By control l mean feedback. Refrigeration is a really good example. If a door is left open for too long, I want to set off an audible alarm in the building. Seed potato must be stored between 3.8C and 5.5C – too warm and it sprouts, too cold and it dies. If the temperature goes outside these limits I need to turn the unit up or down immediately, not wait for a human to respond to an SMS. (They could be at a party!) Being alerted that I have a disaster on my hands is not enough if I cannot get to unit fast enough. Even the silo solution has feedback potential. Outflow usage is slow – no problem - but when the truck is blowing the new grain in, it would be nice to know when it is nearing full so that we don’t overflow the silo. We could shut off the pump or sound a klaxon to force the onsite user to manual control.
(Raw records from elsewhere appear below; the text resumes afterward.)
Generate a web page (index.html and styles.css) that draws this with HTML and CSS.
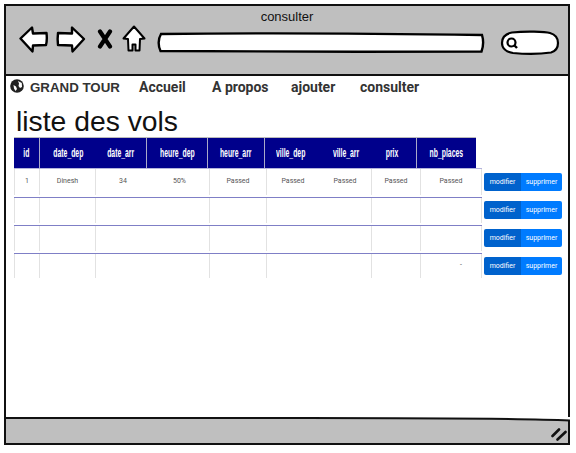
FILE: index.html
```html
<!DOCTYPE html>
<html lang="fr">
<head>
<meta charset="utf-8">
<title>consulter</title>
<link rel="stylesheet" href="styles.css">
</head>
<body>
<div class="window">
  <header class="chrome">
    <div class="chrome-title">consulter</div>
    <div class="toolbar">
      <svg class="tool tool-back" width="30" height="28" viewBox="0 0 30 28"><path d="M1.500 13.500 13 2.500l1 6 13.500-.5c.5 4 .5 8-.5 12l-13 .5-.5 6z" fill="#fff" stroke="#000" stroke-width="2.400" stroke-linejoin="round"/></svg>
      <svg class="tool tool-forward" width="30" height="28" viewBox="0 0 30 28"><path d="M28 14 16 2.500 16 8.500 2 8c-.5 4-.5 8 0 12l14 .5.500 6z" fill="#fff" stroke="#000" stroke-width="2.400" stroke-linejoin="round"/></svg>
      <svg class="tool tool-stop" width="16" height="20" viewBox="0 0 16 20"><path d="M3 2.500 13 17.500M13 2.500 3 17.500" fill="none" stroke="#000" stroke-width="4.200" stroke-linecap="round"/></svg>
      <svg class="tool tool-home" width="24" height="28" viewBox="0 0 24 28"><path d="M12 1.500 1.500 13.500l4.500.500.500 11.500h4v-6h3v6h4L18 14l4.500-.500z" fill="#fff" stroke="#000" stroke-width="2" stroke-linejoin="round"/></svg>
      <svg class="address" width="329" height="22" viewBox="0 0 329 22"><path d="M4 2C90 1 220 1.500 325 3c1.500 5 1.500 11-.5 16.500C220 20 90 19.500 3.500 19 1 14 1 7 4 2z" fill="#fff" stroke="#000" stroke-width="2.400"/></svg>
      <svg class="search" width="60" height="26" viewBox="0 0 60 26"><path d="M12 2.500C25 1 45 1.500 50 3c7 2 8 6 8 10s-2 8-7 9.500c-10 1.500-28 1.500-38 .5C6 22 2 18 2 13 2 8 5 4 12 2.500z" fill="#fff" stroke="#000" stroke-width="2.200"/><circle cx="11.500" cy="12.500" r="4" fill="none" stroke="#000" stroke-width="2.200"/><path d="m14 15 3 3" stroke="#000" stroke-width="2.400"/></svg>
    </div>
  </header>
  <main class="content">
    <nav class="nav">
      <svg class="globe" width="14" height="14" viewBox="0 0 14 14"><circle cx="7" cy="7" r="6.800" fill="#222"/><path d="M8 2 11.800 4 12 8 10 9 8.500 7 9 4.500zM3.500 6 6 7.500 7 10 5.500 12 4 9.500z" fill="#fff"/></svg>
      <span class="brand">GRAND TOUR</span>
      <a class="nav-link nav-accueil">Accueil</a>
      <a class="nav-link nav-apropos">A propos</a>
      <a class="nav-link nav-ajouter">ajouter</a>
      <a class="nav-link nav-consulter">consulter</a>
    </nav>
    <h1 class="page-title">liste des vols</h1>
    <div class="table-head">
      <div class="th c-id"><span class="th-text">id</span></div>
      <div class="th c-date-dep"><span class="th-text">date_dep</span></div>
      <div class="th c-date-arr sep"><span class="th-text">date_arr</span></div>
      <div class="th c-heure-dep sep"><span class="th-text">heure_dep</span></div>
      <div class="th c-heure-arr sep"><span class="th-text">heure_arr</span></div>
      <div class="th c-ville-dep"><span class="th-text">ville_dep</span></div>
      <div class="th c-ville-arr"><span class="th-text">ville_arr</span></div>
      <div class="th c-prix sep"><span class="th-text">prix</span></div>
      <div class="th c-nb"><span class="th-text">nb_places</span></div>
    </div>
    <div class="row row-first">
      <div class="cells">
        <div class="td">1</div><div class="td">Dinesh</div><div class="td split"><span>34</span><span>50%</span></div><div class="td">Passed</div><div class="td split"><span>Passed</span><span>Passed</span></div><div class="td">Passed</div><div class="td">Passed</div>
      </div>
      <div class="actions"><button class="btn edit">modifier</button><button class="btn del">supprimer</button></div>
    </div>
    <div class="row">
      <div class="cells">
        <div class="td"></div><div class="td"></div><div class="td"></div><div class="td"></div><div class="td"></div><div class="td"></div><div class="td"></div>
      </div>
      <div class="actions"><button class="btn edit">modifier</button><button class="btn del">supprimer</button></div>
    </div>
    <div class="row">
      <div class="cells">
        <div class="td"></div><div class="td"></div><div class="td"></div><div class="td"></div><div class="td"></div><div class="td"></div><div class="td"></div>
      </div>
      <div class="actions"><button class="btn edit">modifier</button><button class="btn del">supprimer</button></div>
    </div>
    <div class="row row-last">
      <div class="cells">
        <div class="td"></div><div class="td"></div><div class="td"></div><div class="td"></div><div class="td"></div><div class="td"></div><div class="td dot">-</div>
      </div>
      <div class="actions"><button class="btn edit">modifier</button><button class="btn del">supprimer</button></div>
    </div>
  </main>
  <footer class="status">
    <svg class="status-line" width="564" height="5" viewBox="0 0 564 5"><path d="M0 0H564V3C500 1 420 1 300 1H0z" fill="#fff"/><path d="M0 1H300C420 1 500 1 564 3.500" fill="none" stroke="#111" stroke-width="2"/></svg>
    <svg class="grip" width="16" height="13" viewBox="0 0 16 13"><path d="M1.500 8 8 1.500M6.500 11.500 14.500 4" fill="none" stroke="#111" stroke-width="2.600" stroke-linecap="round"/></svg>
  </footer>
</div>
</body>
</html>
```
FILE: styles.css
```css
* { box-sizing: border-box; }
html, body { margin: 0; padding: 0; background: #fff; }
body { width: 576px; height: 453px; padding: 4px 6px 8px 4px; font-family: "Liberation Sans", Arial, sans-serif; overflow: hidden; }
.window { width: 566px; height: 441px; border: 2px solid #111; display: flex; flex-direction: column; background: #fff; }
.chrome { height: 70px; background: #bfbfbf; border-bottom: 2px solid #111; flex: none; }
.chrome-title { font-size: 13px; line-height: 15px; text-align: center; padding-top: 3px; color: #111; height: 18px; }
.toolbar { display: flex; align-items: center; height: 34px; padding-left: 13px; }
.tool { flex: none; display: block; margin-bottom: 4px; }
.tool-forward { margin-left: 7px; }
.tool-stop { margin-left: 11px; }
.tool-home { margin-left: 9px; }
.address { margin: 4px 0 0 11px; flex: none; }
.search { margin: 4px 0 0 14px; flex: none; }
.content { flex: 1; }
.nav { display: flex; align-items: center; height: 22px; color: #333; font-weight: 700; font-size: 14px; padding-left: 4px; }
.globe { flex: none; margin-bottom: 3px; }
.brand { margin-left: 6px; width: 109px; font-size: 13.300px; }
.nav-link { font-family: "Roboto", sans-serif; }
.nav-accueil { width: 73px; }
.nav-apropos { width: 79px; }
.nav-ajouter { width: 69px; }
.page-title { margin: 0; font-weight: 400; font-size: 28.300px; line-height: 34px; color: #111; padding: 6px 0 0 10px; height: 40px; }
.table-head { width: 462px; height: 30px; margin-left: 8px; display: grid; grid-template-columns: 26px 56px 51px 61px 57px 52px 58px 42px 59px; background: #00008b; color: #fff; font-weight: 700; font-size: 12px; box-shadow: 0 -1px 0 #bbb; }
.th { display: flex; align-items: center; justify-content: center; white-space: nowrap; }
.th-text { display: inline-block; transform: scaleX(.57); }
.c-id { border-right: 1px solid #a9a9c9; }
.sep { border-right: 1px solid #a9a9c9; }
.c-prix { padding-right: 7px; }
.row { display: flex; height: 28px; margin-left: 8px; }
.row-first { height: 30px; }
.row-last { height: 26px; }
.cells { width: 468px; display: grid; grid-template-columns: 26px 56px 114px 57px 105px 49px 61px; border-bottom: 1px solid #7f7fc6; }
.row-first .cells { border-top: 1px solid #b4b4dc; }
.row-last .cells { border-bottom: 0; }
.td { font-family: "Roboto", sans-serif; font-size: 7px; color: #555; display: flex; align-items: center; justify-content: center; border-right: 1px solid #e2e2e2; padding-bottom: 3px; margin-bottom: 2px; }
.td:first-child { border-left: 1px solid #e2e2e2; }
.split { justify-content: space-around; }
.dot { justify-content: flex-end; padding-right: 19px; }
.actions { display: flex; margin: 3px 0 0 2px; height: 18px; }
.row-first .actions { margin-top: 5px; }
.btn { border: 0; padding: 0; margin: 0; height: 18px; color: #fff; font-family: "Roboto", sans-serif; font-size: 7px; }
.edit { width: 37px; background: #0062cc; border-radius: 2px 0 0 2px; }
.del { width: 41px; background: #007bff; border-radius: 0 2px 2px 0; }
.status { position: relative; height: 26px; background: #bfbfbf; flex: none; display: flex; justify-content: flex-end; align-items: flex-end; }
.status-line { position: absolute; left: 0; top: 0; display: block; }
.grip { margin: 0 1px 2px 0; display: block; }
```
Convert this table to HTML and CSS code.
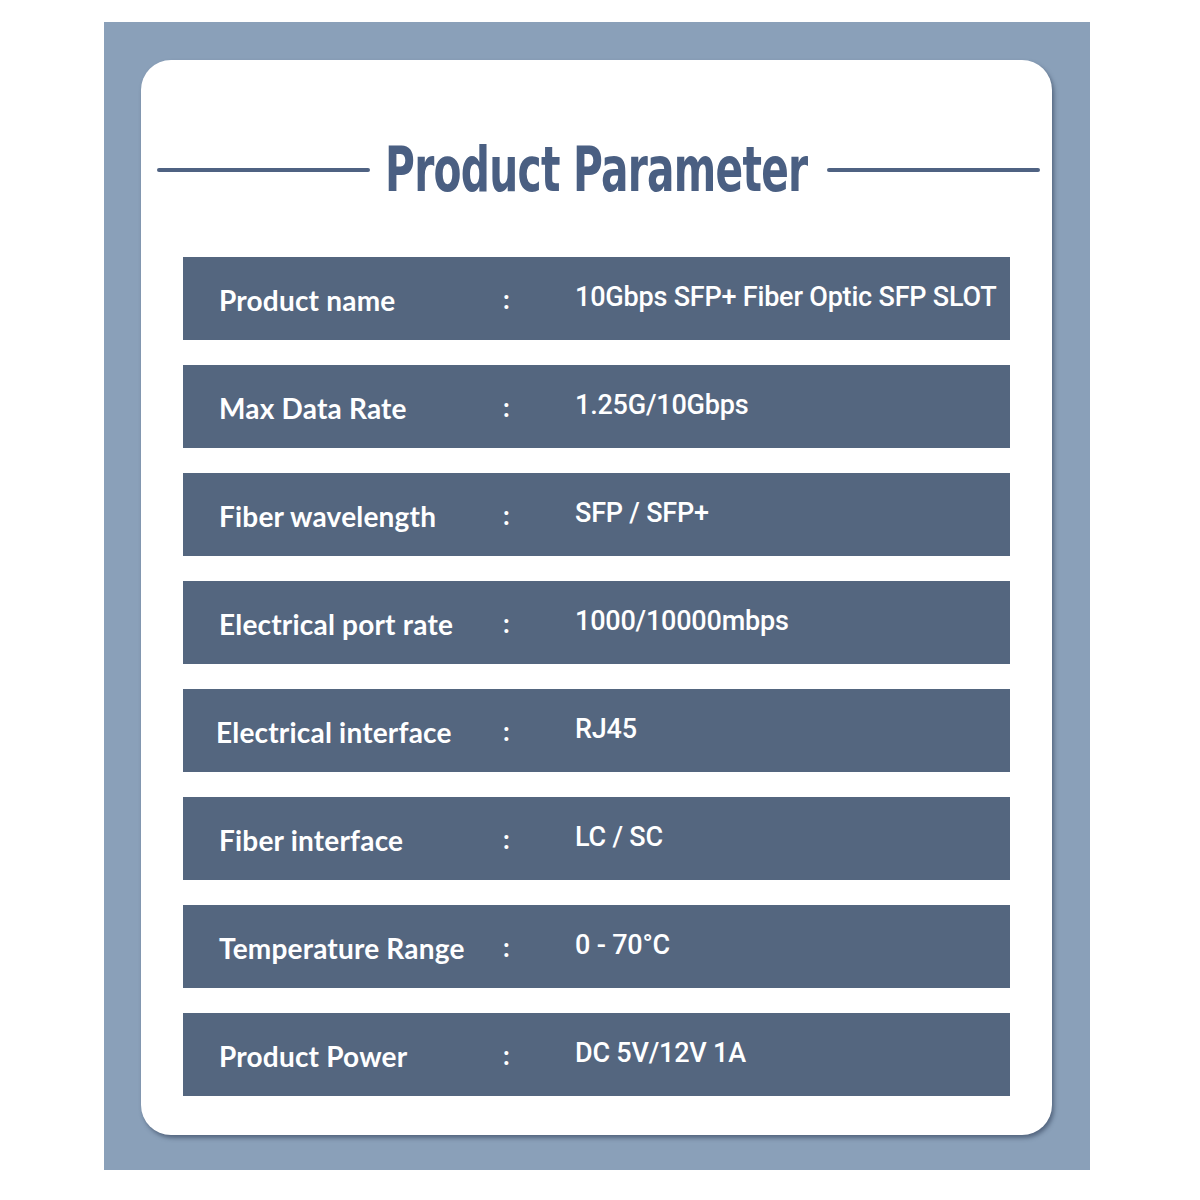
FILE: index.html
```
<!DOCTYPE html>
<html>
<head>
<meta charset="utf-8">
<link rel="stylesheet" href="styles.css">
</head>
<body>
<div class="panel">
  <div class="card">
    <div class="title-row">
      <span class="rule"></span>
      <h1 class="title"><span class="title-text">Product Parameter</span></h1>
      <span class="rule"></span>
    </div>
    <div class="rows">
      <div class="row"><span class="label">Product name</span><span class="colon">:</span><span class="value">10Gbps SFP+ Fiber Optic SFP SLOT</span></div>
      <div class="row"><span class="label">Max Data Rate</span><span class="colon">:</span><span class="value">1.25G/10Gbps</span></div>
      <div class="row"><span class="label">Fiber wavelength</span><span class="colon">:</span><span class="value">SFP / SFP+</span></div>
      <div class="row"><span class="label">Electrical port rate</span><span class="colon">:</span><span class="value">1000/10000mbps</span></div>
      <div class="row"><span class="label shift">Electrical interface</span><span class="colon">:</span><span class="value">RJ45</span></div>
      <div class="row"><span class="label">Fiber interface</span><span class="colon">:</span><span class="value">LC / SC</span></div>
      <div class="row"><span class="label">Temperature Range</span><span class="colon">:</span><span class="value">0 - 70°C</span></div>
      <div class="row"><span class="label">Product Power</span><span class="colon">:</span><span class="value">DC 5V/12V 1A</span></div>
    </div>
  </div>
</div>
</body>
</html>
```
FILE: styles.css
```
html, body {
  margin: 0;
  padding: 0;
  background: #ffffff;
}
body {
  width: 1200px;
  height: 1200px;
  padding-top: 22px;
  padding-left: 104px;
  box-sizing: border-box;
}
.panel {
  width: 986px;
  height: 1148px;
  background: #8aa0b9;
  padding: 38px 38px 35px 37px;
  box-sizing: border-box;
}
.card {
  width: 911px;
  height: 1075px;
  background: #ffffff;
  border-radius: 30px;
  box-shadow: 2px 3px 4px rgba(40, 55, 80, 0.55);
  padding: 60px 42px 0;
  box-sizing: border-box;
}
.title-row {
  display: flex;
  align-items: center;
  margin: 0 -30px 37px -26px;
  height: 100px;
}
.rule {
  height: 4px;
  background: #4f6282;
  border-radius: 2px;
  width: 213px;
  flex: none;
}
.title {
  margin: 0;
  flex: 1;
  min-width: 0;
  display: flex;
  justify-content: center;
  white-space: nowrap;
  font-family: "DejaVu Sans Condensed", "DejaVu Sans", sans-serif;
  font-weight: 700;
  font-size: 62px;
  line-height: 70px;
  color: #4a5f82;
  letter-spacing: -1px;
  padding-right: 5px;
}
.title-text {
  display: inline-block;
  flex: none;
  transform: scaleX(0.73);
}
.rows {
  display: flex;
  flex-direction: column;
  gap: 25px;
}
.row {
  height: 83px;
  background: #54667f;
  display: flex;
  align-items: center;
  color: #ffffff;
}
.label {
  font-family: "Lato", "Noto Sans", sans-serif;
  font-weight: 700;
  font-size: 28px;
  width: 284px;
  padding-left: 36px;
  letter-spacing: 0.2px;
  padding-top: 2px;
  flex: none;
}
.label.shift {
  padding-left: 33px;
  width: 287px;
}
.colon {
  font-family: "Lato", sans-serif;
  font-weight: 700;
  font-size: 26px;
  width: 72px;
  flex: none;
}
.value {
  font-family: "Roboto", "Liberation Sans", sans-serif;
  font-weight: 500;
  font-size: 27px;
  letter-spacing: -0.2px;
  margin-top: -4px;
}
```
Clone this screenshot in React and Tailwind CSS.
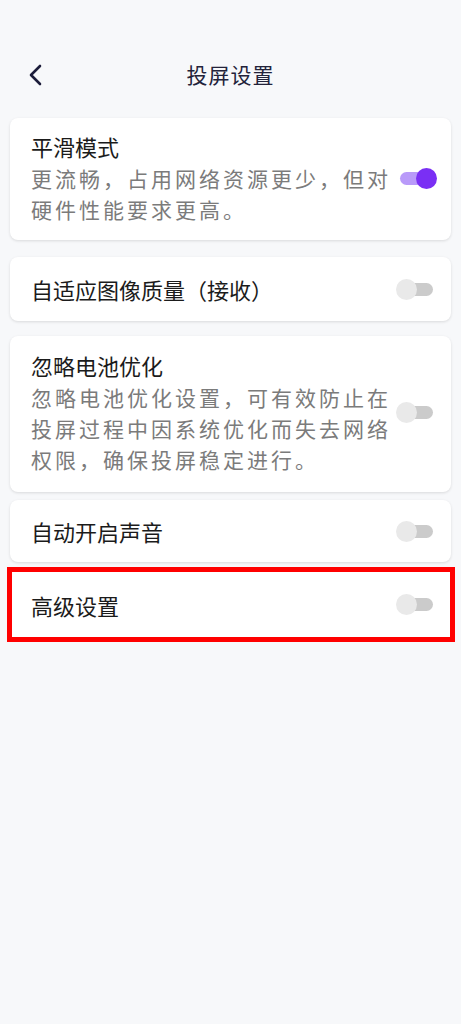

There is also a common scenario where once a problem arises, a technician wants to see much denser data in order to assess what parts or equipment to bring with him on the inevitable call out. Unless there is some way to proactively change the data flow out of the device, it cannot happen. This might turn a low data flow pattern temporarily into a high flow pattern. There are countless examples of this. Heating and cooling, mechanical doors, alarms, lifts, plant and machinery and many, many more. To me, it isn’t enough to just monitor data; we need to provide value back to the source and help control problem situations.
In summary, our technology choice will dictate or compromise the capability we can supply the client. It will also dramatically influence the cost and complexity of providing that service. What does the customer expect from the data? One shoe size does not fit all and unless you are going to help the client do something practical with all that data then everyone is wasting their time.